AIM OF THE EXERCISE:
Gather every line that includes the word "this", please.

(Data extracted from a collection)

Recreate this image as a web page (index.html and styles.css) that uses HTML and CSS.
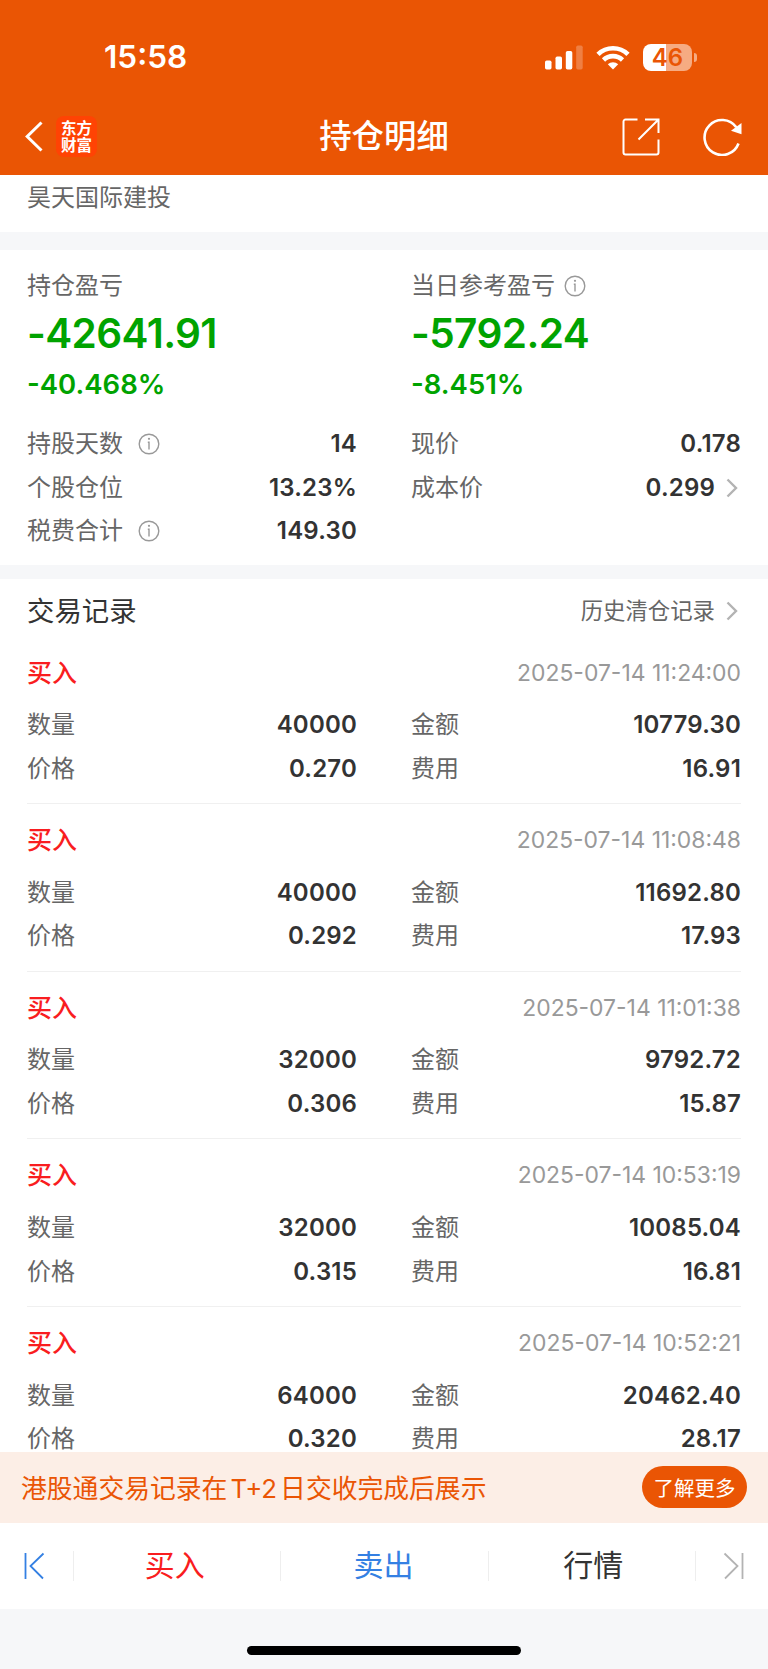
FILE: index.html
```
<!DOCTYPE html>
<html lang="zh-CN">
<head>
  <meta charset="UTF-8" />
  <meta name="viewport" content="width=device-width, initial-scale=1.0"/>
  <title>持仓明细</title>
  <link rel="stylesheet" href="styles.css">
</head>
<body>

<!-- shared icons -->
<svg class="sprite">
  <symbol id="info" viewBox="0 0 22 22">
    <circle cx="11" cy="11" r="9.8" fill="none" stroke="#999" stroke-width="1.4"/>
    <circle cx="11" cy="5.8" r="1.1" fill="#999"/>
    <path d="M9.8 9.2H11v7.300" fill="none" stroke="#999" stroke-width="1.4"/>
  </symbol>
  <symbol id="arrow" viewBox="0 0 12 20">
    <path d="M1.5 1.5L10 10l-8.500 8.500" fill="none" stroke="#b3b3b3" stroke-width="2.4"/>
  </symbol>
</svg>

<header>
  <div class="status">
    <span class="time">15:58</span>
    <div class="signals">
      <svg width="38" height="25" viewBox="0 0 38 25">
        <g fill="#fff">
          <rect x="0" y="15.5" width="6.5" height="9" rx="1.7"/>
          <rect x="10.5" y="11.5" width="6.5" height="13" rx="1.7"/>
          <rect x="20.8" y="6" width="6.5" height="18.5" rx="1.7"/>
          <rect x="31.2" y="0.5" width="6.5" height="24" rx="1.7" opacity=".25"/>
        </g>
      </svg>
      <svg class="wifi" width="34" height="25" viewBox="0 0 34 25">
        <g fill="none" stroke="#fff" stroke-width="4.6">
          <path d="M2 9.3a21.5 21.5 0 0 1 30 0"/>
          <path d="M7.5 15a13.5 13.5 0 0 1 19 0"/>
        </g>
        <path d="M17 24.5l-5.200-5.200a7.500 7.500 0 0 1 10.400 0z" fill="#fff"/>
      </svg>
      <div class="battery"><span>46</span></div>
      <i class="battery-cap"></i>
    </div>
  </div>
  <div class="navbar">
    <div class="nav-side">
      <svg width="18" height="31" viewBox="0 0 18 31"><path d="M16.5 1.5L2.2 15.5l14.300 14" fill="none" stroke="#fff" stroke-width="3"/></svg>
      <div class="logo">东方<br>财富</div>
    </div>
    <h1>持仓明细</h1>
    <div class="nav-side right">
      <svg width="38" height="38" viewBox="0 0 38 38">
        <g fill="none" stroke="#fff" stroke-width="2">
          <path d="M15.5 1.5H3.5a2 2 0 0 0-2 2v31a2 2 0 0 0 2 2h31a2 2 0 0 0 2-2V21.5"/>
          <path d="M23 1.5h13.500V15M36 2L16.5 21.5"/>
        </g>
      </svg>
      <svg width="40" height="38" viewBox="0 0 40 38">
        <path d="M35.5 25.5A17.5 17.5 0 1 1 33.3 9.3" fill="none" stroke="#fff" stroke-width="2.6"/>
        <path d="M38.5 5v11.200l-10.500-3.400z" fill="#fff"/>
      </svg>
    </div>
  </div>
</header>

<main>
  <section class="stock">昊天国际建投</section>

  <section class="summary">
    <div class="col">
      <div class="label">持仓盈亏</div>
      <div class="profit">-42641.91</div>
      <div class="percent">-40.468%</div>
      <div class="row"><span>持股天数<svg class="info gap"><use href="#info"/></svg></span><b>14</b></div>
      <div class="row"><span>个股仓位</span><b>13.23%</b></div>
      <div class="row"><span>税费合计<svg class="info gap"><use href="#info"/></svg></span><b>149.30</b></div>
    </div>
    <div class="col">
      <div class="label">当日参考盈亏<svg class="info"><use href="#info"/></svg></div>
      <div class="profit">-5792.24</div>
      <div class="percent">-8.451%</div>
      <div class="row"><span>现价</span><b>0.178</b></div>
      <div class="row"><span>成本价</span><b>0.299<svg class="arrow"><use href="#arrow"/></svg></b></div>
    </div>
  </section>

  <section class="trades">
    <div class="trades-head">
      <h2>交易记录</h2>
      <a>历史清仓记录<svg class="arrow"><use href="#arrow"/></svg></a>
    </div>
    <div id="tradeList"></div>
  </section>
</main>

<div class="notice">
  <span>港股通交易记录在<i>T+2</i>日交收完成后展示</span>
  <button>了解更多</button>
</div>

<nav>
  <a class="edge first"><svg width="21" height="28" viewBox="0 0 21 28"><path d="M1.5 1v26M19.5 1.5L6.5 14l12.500 12.500" fill="none" stroke="#3480e3" stroke-width="1.8"/></svg></a>
  <a class="buy">买入</a>
  <a class="sell">卖出</a>
  <a class="quote">行情</a>
  <a class="edge last"><svg width="21" height="28" viewBox="0 0 21 28"><path d="M19.5 1v26M1.5 1.5L14.5 14 2 26.5" fill="none" stroke="#b3b3b3" stroke-width="1.8"/></svg></a>
</nav>
<footer><div class="home-bar"></div></footer>

<script>
  const trades = [
    { time: "2025-07-14 11:24:00", qty: "40000", amount: "10779.30", price: "0.270", fee: "16.91" },
    { time: "2025-07-14 11:08:48", qty: "40000", amount: "11692.80", price: "0.292", fee: "17.93" },
    { time: "2025-07-14 11:01:38", qty: "32000", amount: "9792.72", price: "0.306", fee: "15.87" },
    { time: "2025-07-14 10:53:19", qty: "32000", amount: "10085.04", price: "0.315", fee: "16.81" },
    { time: "2025-07-14 10:52:21", qty: "64000", amount: "20462.40", price: "0.320", fee: "28.17" }
  ];

  document.getElementById("tradeList").innerHTML = trades.map(t => `
    <div class="trade">
      <div class="trade-top"><strong>买入</strong><time>${t.time}</time></div>
      <div class="trade-grid">
        <div class="row"><span>数量</span><b>${t.qty}</b></div>
        <div class="row"><span>金额</span><b>${t.amount}</b></div>
        <div class="row"><span>价格</span><b>${t.price}</b></div>
        <div class="row"><span>费用</span><b>${t.fee}</b></div>
      </div>
    </div>`).join("");
</script>
</body>
</html>
```
FILE: styles.css
```
* { margin: 0; padding: 0; box-sizing: border-box; }
body {
  font-family: Inter, 'Noto Sans CJK SC', sans-serif; background: #fff; color: #333;
  width: 768px; height: 1669px; overflow: hidden; display: flex; flex-direction: column;
}
.sprite { display: none; }
svg { flex: none; }

header { background: #ea5504; color: #fff; height: 175px; flex: none; }
.status { height: 98px; padding: 16px 71px 0 104px; display: flex; justify-content: space-between; align-items: center; }
.time { font-size: 31.5px; font-weight: 600; line-height: 40px; }
.signals { display: flex; align-items: center; }
.wifi { margin-left: 13px; }
.battery {
  width: 49px; height: 27px; margin-left: 13px; border-radius: 8px; text-align: center;
  background: linear-gradient(90deg, #fff 46%, #f6ab82 46%);
  color: #ea5504; font-size: 24px; font-weight: 600; line-height: 27px;
}
.battery-cap { width: 3px; height: 9px; margin-left: 2px; background: #f6ab82; border-radius: 0 4px 4px 0; }

.navbar { height: 77px; padding: 0 25px; display: flex; justify-content: space-between; align-items: center; }
.nav-side { width: 130px; display: flex; align-items: center; gap: 13px; }
.nav-side.right { justify-content: flex-end; gap: 43px; }
.logo {
  width: 41px; height: 41px; border-radius: 8px; background: #ff4304; text-align: center;
  font: 700 15.5px/17.5px 'Noto Sans CJK SC', sans-serif; padding-top: 2.5px;
}
h1 { font-size: 32.4px; font-weight: 500; line-height: 40px; padding-top: 1px; }

main { flex: 1; min-height: 0; overflow: hidden; }
.stock { height: 57px; padding: 5px 27px 0; font-size: 24px; line-height: 36px; color: #666; }
.summary { height: 347px; border: solid #f6f7f9; border-width: 18px 0 14px; padding: 18px 27px 0; display: grid; grid-template-columns: 330px 330px; gap: 54px; }
.label { height: 36px; display: flex; align-items: center; gap: 9px; font-size: 24px; line-height: 36px; color: #666; }
.profit { font-size: 40.5px; font-weight: 600; line-height: 60px; letter-spacing: -0.6px; color: #00a300; }
.percent { font-size: 27.5px; font-weight: 600; line-height: 41px; margin-bottom: 17.5px; color: #00a300; }
.row { height: 43.6px; display: flex; justify-content: space-between; align-items: center; font-size: 24px; line-height: 26px; }
.row span { display: flex; align-items: center; color: #666; }
.row b { display: flex; align-items: center; font-weight: 600; letter-spacing: 0.2px; }
.info { width: 22px; height: 22px; }
.info.gap { margin-left: 15px; }
.arrow { width: 12px; height: 20px; margin: 0 3px 0 11px; }

.trades { padding: 0 27px; }
.trades-head { height: 57.5px; padding-top: 7px; display: flex; justify-content: space-between; align-items: center; }
h2 { font-size: 27.4px; font-weight: 400; line-height: 40px; }
.trades-head a { display: flex; align-items: center; font-size: 22.4px; line-height: 32px; color: #666; }
.trade { height: 167.6px; padding-top: 18px; border-bottom: 1px solid #f0f0f0; }
.trade-top { height: 36px; margin-bottom: 13px; display: flex; justify-content: space-between; align-items: center; }
.trade-top strong { font-size: 25px; font-weight: 500; line-height: 36px; color: #f91d20; }
.trade-top time { font-size: 22.9px; color: #999; }
.trade-grid { display: grid; grid-template-columns: 330px 330px; column-gap: 54px; }

.notice { height: 70.5px; flex: none; padding: 0 21px; background: #fceee6; display: flex; justify-content: space-between; align-items: center; color: #ea5504; font-size: 25.8px; }
.notice span { padding-bottom: 2px; }
.notice i { font-style: normal; margin: 0 3px; }
.notice button { width: 105px; height: 42px; border: none; border-radius: 21px; background: #ea5504; color: #fff; font: 20.5px/41px 'Noto Sans CJK SC', sans-serif; }

nav { height: 86.5px; flex: none; display: flex; align-items: center; background: #fff; }
nav a { flex: 1; height: 30px; line-height: 29px; text-align: center; font-size: 30px; }
nav a + a { border-left: 1px solid #eee; }
nav a.edge { flex: 0 0 73px; display: flex; align-items: center; justify-content: center; }
nav a.first { padding-right: 5px; }
nav a.last { padding-left: 4px; }
nav .buy { color: #f91d20; text-indent: -5px; }
nav .sell { color: #3480e3; text-indent: -2px; }
nav .quote { text-indent: 3px; }
footer { height: 60px; flex: none; background: #f6f7f9; padding-top: 37px; }
.home-bar { width: 274px; height: 9px; margin: 0 auto; border-radius: 5px; background: #000; }
```
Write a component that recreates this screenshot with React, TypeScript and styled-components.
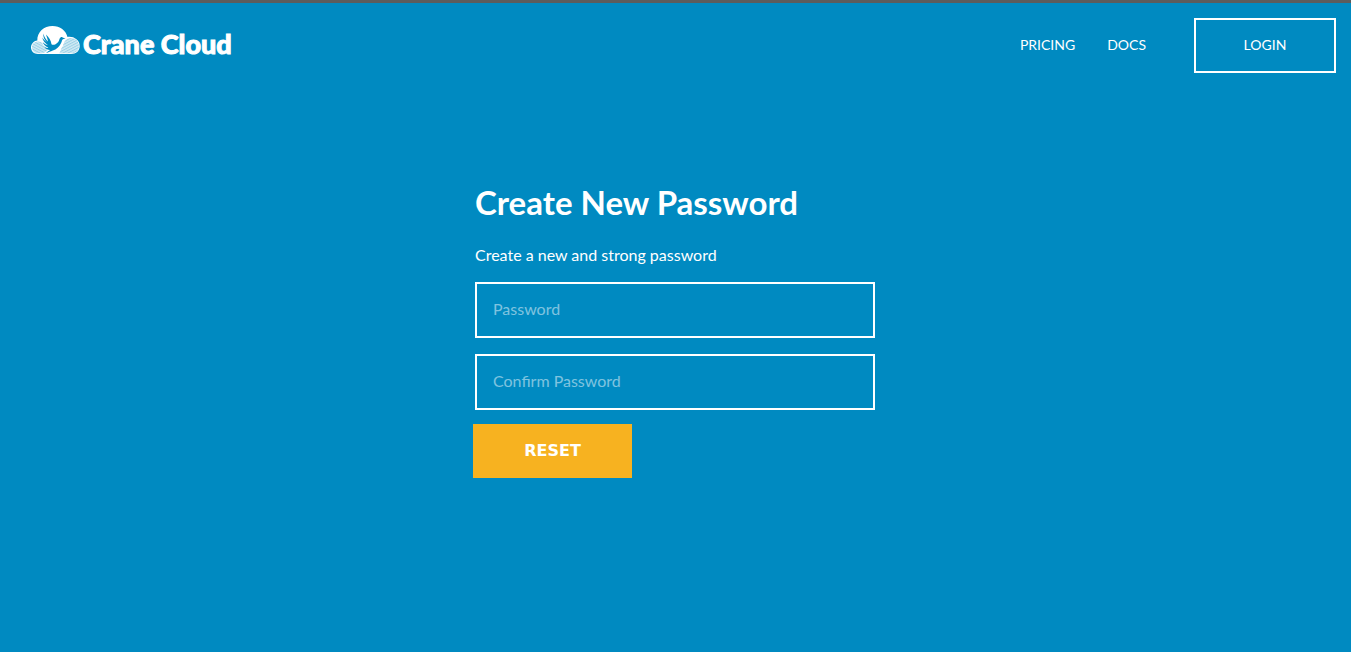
import React from "react";
import styled, { createGlobalStyle } from "styled-components";

const blue = "#008ac1";
const fontStack = '"Proxima Nova", Lato, "Open Sans", sans-serif';

const GlobalStyle = createGlobalStyle`
  *, *::before, *::after { box-sizing: border-box; }
  body {
    margin: 0;
    background: ${blue};
    color: #fff;
    font-family: ${fontStack};
    font-size: 16px;
  }
`;

const Page = styled.div`
  min-height: 100vh;
  border-top: 3px solid #5c5c5c;
`;

const Header = styled.header`
  display: flex;
  align-items: center;
  justify-content: space-between;
  padding: 15px 15px 0 31px;
`;

const Brand = styled.a`
  display: flex;
  align-items: center;
  gap: 3px;
  margin-bottom: 12px;
  color: #fff;
  text-decoration: none;
`;

const BrandName = styled.span`
  font-size: 27px;
  line-height: 26px;
  font-weight: 900;
  padding-top: 8px;
  -webkit-text-stroke: 1px #fff;
`;

const Nav = styled.nav`
  display: flex;
  align-items: center;
  gap: 32px;
`;

const NavLink = styled.a`
  padding-bottom: 2px;
  color: #fff;
  font-size: 14px;
  line-height: 20px;
  text-decoration: none;
`;

const LoginLink = styled(NavLink)`
  margin-left: 16px;
  width: 142px;
  height: 55px;
  padding: 15px 0 16px;
  border: 2px solid #fff;
  text-align: center;
`;

const Main = styled.main`
  padding: 109px 1px 0 0;
`;

const Form = styled.form`
  display: flex;
  flex-direction: column;
  width: 400px;
  max-width: 100%;
  margin: 0 auto;
`;

const Title = styled.h1`
  margin: 0;
  font-size: 33px;
  line-height: 40px;
  font-weight: 700;
`;

const Hint = styled.p`
  margin: 23px 0 17px;
  line-height: 20px;
`;

const Field = styled.input`
  width: 100%;
  height: 56px;
  margin-bottom: 16px;
  padding: 0 16px 3px;
  border: 2px solid #fff;
  border-radius: 0;
  background: transparent;
  color: #fff;
  font-family: inherit;
  font-size: 16px;
  &::placeholder { color: rgba(255, 255, 255, 0.5); opacity: 1; }
`;

const ResetButton = styled.button`
  width: 159px;
  height: 54px;
  margin: -2px 0 0 -2px;
  padding: 0 0 2px;
  border: 0;
  background: #f7b220;
  color: #fff;
  font-family: "DejaVu Sans", sans-serif;
  font-size: 16px;
  font-weight: 700;
`;

const Logo = () => (
  <svg width="49" height="28" viewBox="0 0 49 28" aria-hidden="true">
    <defs>
      <pattern id="hatch" width="2.4" height="2.4" patternUnits="userSpaceOnUse" patternTransform="rotate(28)">
        <rect width="2.4" height="2.4" fill="#d0eaf4" />
        <rect width="2.4" height="1" fill="#9bd0e6" />
      </pattern>
      <pattern id="hatchRight" width="2.4" height="2.4" patternUnits="userSpaceOnUse" patternTransform="rotate(-28)">
        <rect width="2.4" height="2.4" fill="#d0eaf4" />
        <rect width="2.4" height="1" fill="#9bd0e6" />
      </pattern>
    </defs>
    <path
      fill="#fff"
      d="M7 28C3 28 0 25.200 0 21.500C0 18 2.500 15 6.300 14.500C6 6 13 0 21.500 0C29 0 35 4.500 36.500 11C42 10 48.700 13.500 48.700 20C48.700 25 45 28 40 28Z"
    />
    <path fill="url(#hatch)" d="M1 21C1 17.500 4 15.200 7.500 15.400C10.500 15.500 12 17.500 12.300 19.600C14.500 20.200 16 22 16.500 24C15 26 13 27.200 10.500 27.200H7C3.500 27.200 1 24.500 1 21Z" />
    <path fill="url(#hatchRight)" d="M28 27.200C30 26 29.500 22.500 32 20C33 15 35.500 12 40 12C44.500 12 48 15.500 48 20C48 24.500 45 27.200 40 27.200Z" />
    <path
      fill={blue}
      d="M12.500 7.500C13 11 15 13.500 17 15.500C16.700 12.500 15.500 10.500 15 8.500C18 11.500 20 14.500 20.500 18.300C22 19.500 25 18.500 27 16.200C28.500 14.500 28 12.500 29.500 11.400C30.500 10.700 31.500 11 32 11.700L34.500 12.200L32 13.300C30.800 13.800 31 15.500 30 17.300C28.300 20.800 25.500 23.500 21.800 24.600C19.500 25.400 17.700 26.400 15 27C16.800 25.600 18 25 19 24C17 24 14.900 23 13.500 21.300C15 21.800 16.500 22 17.500 21.800C15 20.700 12.500 18.900 11.700 16.300C13.500 17.900 15 18.700 17 19.300C14 17.200 11.700 14.800 11.300 11.600C13 14 14.600 15.500 16.200 16.600C13.500 14 11.800 11 12.500 7.500Z"
    />
  </svg>
);

export default function App() {
  return (
    <Page>
      <GlobalStyle />
      <Header>
        <Brand href="#">
          <Logo />
          <BrandName>Crane Cloud</BrandName>
        </Brand>
        <Nav>
          <NavLink href="#pricing">PRICING</NavLink>
          <NavLink href="#docs">DOCS</NavLink>
          <LoginLink href="#login">LOGIN</LoginLink>
        </Nav>
      </Header>
      <Main>
        <Form onSubmit={(event) => event.preventDefault()}>
          <Title>Create New Password</Title>
          <Hint>Create a new and strong password</Hint>
          <Field type="password" placeholder="Password" aria-label="Password" />
          <Field type="password" placeholder="Confirm Password" aria-label="Confirm Password" />
          <ResetButton type="submit">RESET</ResetButton>
        </Form>
      </Main>
    </Page>
  );
}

THE OUTPUT:
Recreate this image as a web page (index.html and styles.css) that uses HTML and CSS.
Write a component that recreates this screenshot with React, TypeScript and styled-components.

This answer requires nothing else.